Yeah, that's another rip-off. I don't even remember how much they gave us to do that thing. It's just rip-off, rip-off, you know? Look at this album I ran into. [He pulls out a reissue EP featuring old Bo Diddley and Billy Boy Arnold tracks on the British Red Lightnin label — titled, ironically, It's Great to Be Rich.] Now, who had the nerve to do this? I ain't never seen a fuckin' dime from it. [Peter Shertser, head of Red Lightnin, says the tape of Bo's performance was legitimately acquired; that the records has sold minimally to date; but that when royalties do accure, they will be paid.]... See, my fans think they been buyin' a product from Bo Diddley; they don't know I ain't got a dime of that money. I have so many copies and bootlegs out on me. I thought bootleggers were supposed to go to jail, but they don't. But if I did something wrong, like a traffic ticket, there'd be twenty cops at my door tryin' to lock me up. I'm terrified, man, about what happens to you when you work your ass off to try to become somebody, and you got a son of a bitch sittin' around the corner rippin' you off.
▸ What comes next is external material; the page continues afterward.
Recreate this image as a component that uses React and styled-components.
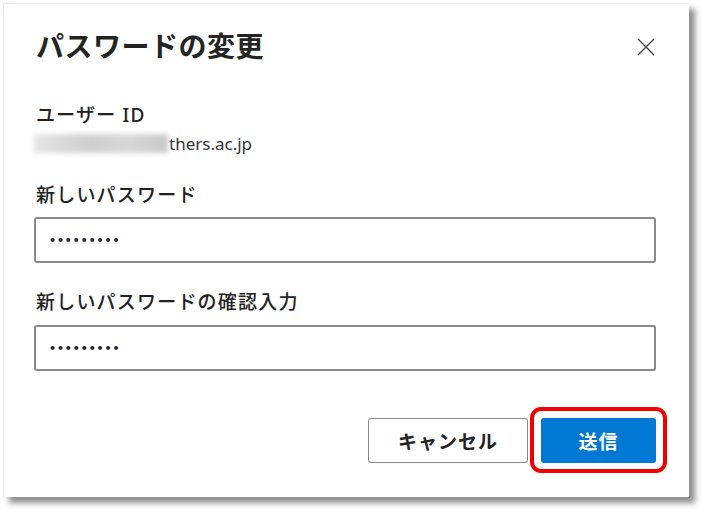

What do you think should be done?
I feel there should be a special court that knows about the music business, a special judge that nobody can buy and lawyers that watch other lawyers and make sure the shit come out right, you understand? Because I feel I deserve that. But there's one bad law in this country — the statute of limitations. That's a damaging thing to a cat like me, or the Coasters or anybody else. These cats all know they been ripped, but they can't get no lawyer, because they ain't got no money to hire one. I ain't got no $10,000, $20,000, to cough up to a lawyer, or $5000 to give him as a retainer. I ain't even got no parts of it, you dig, to give him to go to bat for me and start searchin' for stuff. And then, ten days later, he needs another $5000. I don't have this. So in the meantime, statute of limitations is creepin' up on my booty, you understand? And before you know anything, seven years is there, and you still ain't got no money. So you in a trick bag — you just fartin' in the wind. And they know — when Chess Records decided not to pay me and a lot of other artists, they knew what they were doing'. If you ain't got no money, you can't fight them.

But I'm goin' to court If I don't go, my kids are goin'. Because, see, the money belongs to them. They have been deprived of college, when I made enough money that they could've went, you understand? And I got grandkids now that needs to get ready to go to college. Maybe the kids didn't make it, but maybe I can get the grandkids through, you dig?

See, I'm tired of havin' a big name and nothin' to go along with it. I am a monument without a pedestal to sit on; a millionaire without a dime. I'm fifty-eight years old. I might die. I want what was due to me thirty years ago — and I want the interest off it. I done waited half my motherfuckin' life, you understand? Ain't no more dummies, man. I used to be scared, but I ain't scared anymore.

Bo, if someone from Mars came down to Earth and wanted to know what rock & roll was, how would you define it?
What did you say?

If someone from Mars wanted to know what rock & roll was, what would you tell them?
That's what I thought you said.

What I mean is, What is rock & roll in your opinion?
It's music, baby. Happy music. And classical music is music-music. In other words, classical music is the stuff by cats that have deceased, but their music lives on. Rock & roll is the other range, the other step. And I feel like my music will live on after I decease, too. But wait a minute — I ain't plannin' on goin' nowhere too soon, you dig? 'Cause I'm feelin' like the Rock of Gibraltar, brother.